Almy asked McCarthy if he has developed an operating budget for Danvers’ Water Department.

McCarthy said he helps set the treatment plant’s budget. He said he closely monitors expenses in order to make sure they are aligned with different line items in the budget. He said some adjustments are made at the end of the fiscal year.

“The problem is in many cases such as chemical purchasing, budgets are set in November or December but the chemical purchasing bids don’t come out until June,” said McCarthy. “You try to carry things over with a little bit of leeway as you go. I try to keep a little bit of a bubble on each line item because operating a water treatment facility is a lot like construction.
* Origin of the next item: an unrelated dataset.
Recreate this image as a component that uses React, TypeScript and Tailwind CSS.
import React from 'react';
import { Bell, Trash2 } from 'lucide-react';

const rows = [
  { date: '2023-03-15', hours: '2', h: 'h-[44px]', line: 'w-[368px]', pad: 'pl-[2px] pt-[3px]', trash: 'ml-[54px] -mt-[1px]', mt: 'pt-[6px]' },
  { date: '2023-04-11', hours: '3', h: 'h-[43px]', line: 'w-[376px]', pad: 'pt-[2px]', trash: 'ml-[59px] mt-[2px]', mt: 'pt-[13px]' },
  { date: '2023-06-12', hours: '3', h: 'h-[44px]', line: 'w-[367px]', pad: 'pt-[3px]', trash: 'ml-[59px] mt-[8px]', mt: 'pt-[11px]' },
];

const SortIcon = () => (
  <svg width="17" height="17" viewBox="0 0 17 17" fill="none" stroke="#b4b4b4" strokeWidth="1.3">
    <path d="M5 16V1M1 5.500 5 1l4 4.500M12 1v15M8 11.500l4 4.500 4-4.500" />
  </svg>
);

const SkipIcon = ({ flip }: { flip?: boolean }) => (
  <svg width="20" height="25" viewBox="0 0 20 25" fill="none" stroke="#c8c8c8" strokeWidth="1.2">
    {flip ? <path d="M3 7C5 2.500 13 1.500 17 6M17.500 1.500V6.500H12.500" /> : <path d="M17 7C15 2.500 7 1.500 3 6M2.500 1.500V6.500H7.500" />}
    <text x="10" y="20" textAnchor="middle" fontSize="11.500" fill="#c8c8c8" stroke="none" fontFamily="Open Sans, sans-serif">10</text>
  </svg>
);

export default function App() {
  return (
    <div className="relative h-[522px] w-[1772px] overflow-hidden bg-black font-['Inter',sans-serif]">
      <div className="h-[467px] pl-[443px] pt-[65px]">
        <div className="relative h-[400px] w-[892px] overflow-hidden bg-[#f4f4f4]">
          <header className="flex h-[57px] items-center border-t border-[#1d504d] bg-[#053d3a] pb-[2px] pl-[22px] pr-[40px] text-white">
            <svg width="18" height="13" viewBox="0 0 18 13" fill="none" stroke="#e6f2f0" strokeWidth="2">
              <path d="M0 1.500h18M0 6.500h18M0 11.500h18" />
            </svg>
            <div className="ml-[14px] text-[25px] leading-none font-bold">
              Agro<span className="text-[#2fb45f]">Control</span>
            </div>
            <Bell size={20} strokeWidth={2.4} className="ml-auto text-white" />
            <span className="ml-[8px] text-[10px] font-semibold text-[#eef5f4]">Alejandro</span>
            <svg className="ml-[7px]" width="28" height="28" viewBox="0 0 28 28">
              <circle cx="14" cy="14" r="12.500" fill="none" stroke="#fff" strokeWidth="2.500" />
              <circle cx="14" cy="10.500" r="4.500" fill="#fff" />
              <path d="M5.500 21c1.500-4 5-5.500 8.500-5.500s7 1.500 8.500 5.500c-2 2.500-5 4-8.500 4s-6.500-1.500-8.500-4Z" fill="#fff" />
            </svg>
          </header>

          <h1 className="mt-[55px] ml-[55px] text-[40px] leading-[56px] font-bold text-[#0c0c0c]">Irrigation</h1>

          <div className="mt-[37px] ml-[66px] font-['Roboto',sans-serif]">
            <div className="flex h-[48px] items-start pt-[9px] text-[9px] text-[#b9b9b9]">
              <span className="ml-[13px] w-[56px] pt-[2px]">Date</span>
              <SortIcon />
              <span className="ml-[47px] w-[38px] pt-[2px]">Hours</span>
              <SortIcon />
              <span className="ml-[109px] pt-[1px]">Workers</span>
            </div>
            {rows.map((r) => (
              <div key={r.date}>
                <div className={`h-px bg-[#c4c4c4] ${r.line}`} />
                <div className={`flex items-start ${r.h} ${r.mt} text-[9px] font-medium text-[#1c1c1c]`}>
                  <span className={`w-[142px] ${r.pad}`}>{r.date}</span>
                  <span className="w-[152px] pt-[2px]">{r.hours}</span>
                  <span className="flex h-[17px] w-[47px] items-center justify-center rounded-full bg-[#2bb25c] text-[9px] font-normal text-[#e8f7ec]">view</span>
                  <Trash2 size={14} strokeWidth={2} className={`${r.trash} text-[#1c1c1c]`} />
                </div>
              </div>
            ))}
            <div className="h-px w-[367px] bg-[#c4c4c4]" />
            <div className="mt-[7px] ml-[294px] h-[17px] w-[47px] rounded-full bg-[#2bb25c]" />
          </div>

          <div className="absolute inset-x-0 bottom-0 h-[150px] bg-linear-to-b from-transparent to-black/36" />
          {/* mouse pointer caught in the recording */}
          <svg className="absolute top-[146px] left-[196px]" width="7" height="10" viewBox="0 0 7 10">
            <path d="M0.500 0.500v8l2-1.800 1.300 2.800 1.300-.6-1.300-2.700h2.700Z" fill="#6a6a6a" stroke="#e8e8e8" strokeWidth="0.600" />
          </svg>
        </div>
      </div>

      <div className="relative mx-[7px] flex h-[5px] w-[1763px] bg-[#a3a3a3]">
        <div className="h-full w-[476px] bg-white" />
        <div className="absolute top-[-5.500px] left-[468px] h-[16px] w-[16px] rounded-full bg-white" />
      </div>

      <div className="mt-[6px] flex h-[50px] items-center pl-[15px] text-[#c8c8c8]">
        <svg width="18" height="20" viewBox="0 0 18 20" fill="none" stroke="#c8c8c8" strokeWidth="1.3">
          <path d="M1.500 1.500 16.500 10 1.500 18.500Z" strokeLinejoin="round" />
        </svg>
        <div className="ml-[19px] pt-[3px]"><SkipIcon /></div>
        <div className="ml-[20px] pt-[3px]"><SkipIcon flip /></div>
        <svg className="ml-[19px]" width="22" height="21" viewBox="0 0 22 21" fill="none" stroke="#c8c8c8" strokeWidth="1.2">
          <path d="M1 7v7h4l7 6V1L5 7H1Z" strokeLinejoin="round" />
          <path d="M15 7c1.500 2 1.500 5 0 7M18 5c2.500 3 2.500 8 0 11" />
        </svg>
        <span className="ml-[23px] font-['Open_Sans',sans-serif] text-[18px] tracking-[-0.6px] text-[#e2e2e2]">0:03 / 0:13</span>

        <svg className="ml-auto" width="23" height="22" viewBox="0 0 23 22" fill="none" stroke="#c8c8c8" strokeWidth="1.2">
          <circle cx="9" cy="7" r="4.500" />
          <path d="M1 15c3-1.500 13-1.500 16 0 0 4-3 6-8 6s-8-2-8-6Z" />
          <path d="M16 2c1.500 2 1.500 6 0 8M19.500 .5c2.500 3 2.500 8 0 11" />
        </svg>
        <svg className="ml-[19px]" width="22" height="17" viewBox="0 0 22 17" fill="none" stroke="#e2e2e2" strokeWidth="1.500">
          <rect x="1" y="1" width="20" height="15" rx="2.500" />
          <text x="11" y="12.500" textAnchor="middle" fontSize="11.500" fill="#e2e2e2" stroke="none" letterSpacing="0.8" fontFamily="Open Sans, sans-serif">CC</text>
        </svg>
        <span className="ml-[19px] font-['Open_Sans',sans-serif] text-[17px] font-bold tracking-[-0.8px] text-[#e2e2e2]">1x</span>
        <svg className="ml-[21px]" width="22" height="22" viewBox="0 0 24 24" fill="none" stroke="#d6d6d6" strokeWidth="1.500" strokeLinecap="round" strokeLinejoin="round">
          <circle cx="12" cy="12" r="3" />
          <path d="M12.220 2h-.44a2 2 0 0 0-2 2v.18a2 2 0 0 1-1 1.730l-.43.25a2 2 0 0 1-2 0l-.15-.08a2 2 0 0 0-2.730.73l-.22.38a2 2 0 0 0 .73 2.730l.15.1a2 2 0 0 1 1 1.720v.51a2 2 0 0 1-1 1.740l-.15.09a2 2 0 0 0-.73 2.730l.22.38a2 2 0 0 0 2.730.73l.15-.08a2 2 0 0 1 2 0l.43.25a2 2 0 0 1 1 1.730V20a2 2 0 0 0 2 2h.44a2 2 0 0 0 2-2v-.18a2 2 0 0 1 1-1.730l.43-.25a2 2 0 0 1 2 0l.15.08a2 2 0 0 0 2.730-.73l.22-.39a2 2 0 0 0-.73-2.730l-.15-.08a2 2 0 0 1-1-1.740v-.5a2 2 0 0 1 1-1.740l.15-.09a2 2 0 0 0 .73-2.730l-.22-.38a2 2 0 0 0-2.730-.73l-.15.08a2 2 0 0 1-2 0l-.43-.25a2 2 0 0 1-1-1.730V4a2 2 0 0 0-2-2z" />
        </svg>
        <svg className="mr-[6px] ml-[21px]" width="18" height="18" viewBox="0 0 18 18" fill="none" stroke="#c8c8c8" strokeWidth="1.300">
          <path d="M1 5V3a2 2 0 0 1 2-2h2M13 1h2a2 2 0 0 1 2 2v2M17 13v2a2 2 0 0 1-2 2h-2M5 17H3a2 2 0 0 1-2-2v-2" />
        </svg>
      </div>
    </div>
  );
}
Things break and there is no way around it. I want to make sure the money is already tied up in the department so I can get it when I need it.”

Maney inquired if McCarthy has experience setting water rates.

McCarthy said he is not involved with setting water rates.

“I believe that water rates should steadily climb over time,” said McCarthy. “There are some water systems who are proud to say they haven’t increased their water rates in 12 years and are not going to. I think they are shooting themselves in the foot. I think it should be carefully planned out so when it’s time for an upgrade, you are ready to go.”

In response to a question from Youngren, McCarthy said Danvers does have water restrictions.

“I have a hand in setting the restrictions,” said McCarthy. “The Water Department’s distribution side enforces the restrictions.”

McCarthy noted he reports to Danvers’ DPW director, operations director and the water and sewer supervisor.

“The water and sewer supervisor handles the Sewer Department and the distribution system, and I handle treatment,” said McCarthy. “We work very closely. I educate the distribution guys about water quality and they will educate our guys about system maintenance.”

In response to a question from Almy, McCarthy said he would work with familiarize himself with the LCWD and its employees if appointed superintendent.